There are too many cool photos in this Big Picture set not to share it. (Also, that sentence seems incorrect, but all the alternatives felt worse.)
I’ve never seen anything Tyler Perry’s done — I keep meaning to but not doing it — but what little I’ve seen leaves me desperately curious about what his goals are. When linking to an annoyingly superficial article I begrudgingly read — if you won’t let me see your whole article on a single page, I’ll generally not read it — MOLT said this:
“Tyler Perry is simply reflecting the thinking of a lot of uneducated, working-class African-Americans.” Anecdotally, I know that sentence to be untrue, I work with plenty of educated African-Americans who love Perry, but ever since we moved to Atlanta, the center of his “empire,” I’ve been fascinated by him. His show “House of Payne” comes on 2-3 times a day here on a local affiliate and it is amazingly bad. It is quite literally the TV equivalent of a train wreck and I can’t look away. The man is a genius. He filmed 100 episodes of the show in a year, doing almost 3 a week so that he could get into syndication faster and make the real money. The cast was showing up to the set and seeing their dialogue for the first time on the day they were filming. And believe me, you can tell. Horrible acting, dreadful writing (not, mind you, horrible actors or writers, but people being asked to do the impossible) - you would think it was farce if it didn’t take itself so seriously. The man is making money hand over fist and seems to be a gaming the system to perfection.

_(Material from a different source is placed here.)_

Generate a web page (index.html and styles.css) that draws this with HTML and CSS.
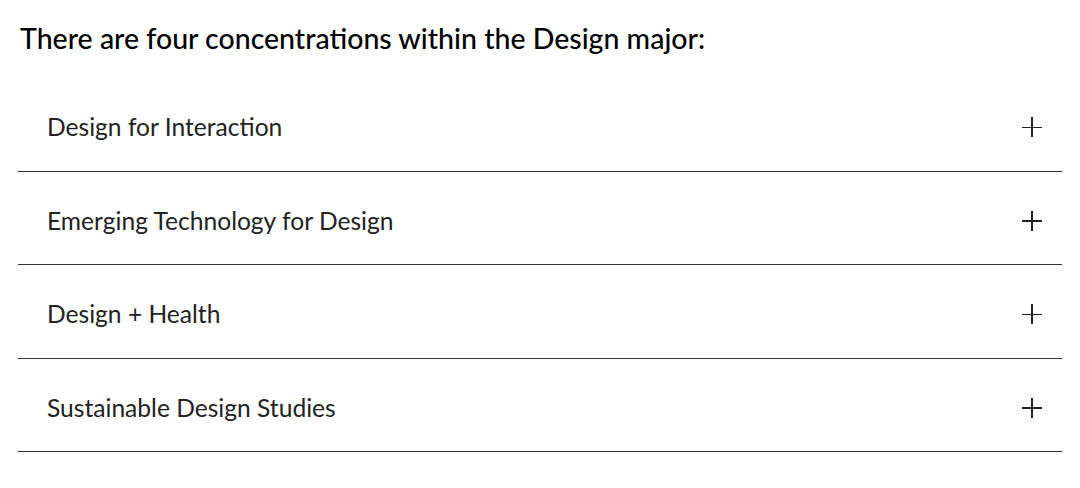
FILE: index.html
```html
<!DOCTYPE html>
<html lang="en">
<head>
<meta charset="utf-8">
<title>Design concentrations</title>
<link rel="stylesheet" href="styles.css">
</head>
<body>
<main class="page">
  <h2 class="title">There are four concentrations within the Design major:</h2>
  <ul class="accordion">
    <li class="item"><span class="label">Design for Interaction</span><span class="plus" aria-hidden="true"></span></li>
    <li class="item"><span class="label">Emerging Technology for Design</span><span class="plus" aria-hidden="true"></span></li>
    <li class="item"><span class="label">Design + Health</span><span class="plus" aria-hidden="true"></span></li>
    <li class="item"><span class="label">Sustainable Design Studies</span><span class="plus" aria-hidden="true"></span></li>
  </ul>
</main>
</body>
</html>
```

FILE: styles.css
```css
html, body {
  margin: 0;
  padding: 0;
  background: #ffffff;
}
.page {
  padding: 18px 18px 0 18px;
  font-family: Lato, "Open Sans", sans-serif;
  color: #000;
}
.title {
  margin: 0 0 0 2px;
  font-size: 28.5px;
  line-height: 40px;
  font-weight: 500;
  color: #000;
}
.accordion {
  list-style: none;
  margin: 20px 0 0 0;
  padding: 0;
  width: 1044px;
}
.item {
  display: flex;
  align-items: center;
  justify-content: space-between;
  height: 92.5px;
  padding: 0 20px 0 29px;
  border-bottom: 1px solid #333;
  box-sizing: content-box;
}
.label {
  font-size: 24.6px;
  color: #222;
  padding-top: 5px;
}
.plus {
  position: relative;
  width: 20px;
  height: 20px;
  margin-top: 6px;
}
.plus::before, .plus::after {
  content: "";
  position: absolute;
  background: #222;
}
.plus::before {
  left: 0;
  top: 9.25px;
  width: 20px;
  height: 1.5px;
}
.plus::after {
  top: 0;
  left: 9.25px;
  width: 1.5px;
  height: 20px;
}
```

(Can you tell I’m trying to clean out my really old tabs?)
Noted for posterity: not all — perhaps even few — writers always enjoy the act of writing.
Profane and brilliant.
(via Mr. Sullivan)
In discussing the results and ramifications of China’s “one-child” policy, William Saletan revealed a fact I’d not known:
The government is very aware of the problem and has openly expressed concerns about the consequences of large numbers of excess men for societal stability and security. As early as 2000 the government launched a range of policies to specifically counter the sex imbalance, the “care for girls” campaign. This includes changes in laws in areas such as inheritance by females, as well as an educational campaign to promote gender equality. These measures have had some success, with reports of lower sex ratios at birth in targeted localities.
The result appears to have been a drop in the imbalance from 124 boys per 100 girls to 119.
Today’s Big Picture series is something that’s been banned for 18 years. And while it’s certainly somber, I’m not sure I understand what all the hubbub was about.
They ask us compare angles, but we tend to underestimate acute angles, overestimate obtuse angles, and take horizontally bisected angles as much larger than their vertical counterparts.
The piece’s thesis: that data visualization cannot save you, is certainly one worth taking to heart.
(via Idea of the Day)
While it’s hardly complete, there’s no doubt that Marco’s list of the real meaning of the advertisement’s desciption can be an aid to any apartment hunter anywhere.
I was surprised to learn that Henry David Thoreau was a pencilmaker, but this is the real meat:
On April 30, 1844, Thoreau started a blaze in the Concord Woods, scorching a 300-acre swath of earth between Fair Haven Bay and Concord. The fire was an accident, but the destruction of valuable woodland, the loss of firewood and lumber, and the narrowly avoided catastrophe that almost befell Concord itself angered the local residents and nearly ruined Thoreau’s reputation. For years afterward, Thoreau could hardly walk the streets of his hometown without hearing the epithet “woods burner.”
The portrait Pipkin paints, of an adrift and struggling writer in his mid-twenties, is an angle on Thoreau I’d never seen before.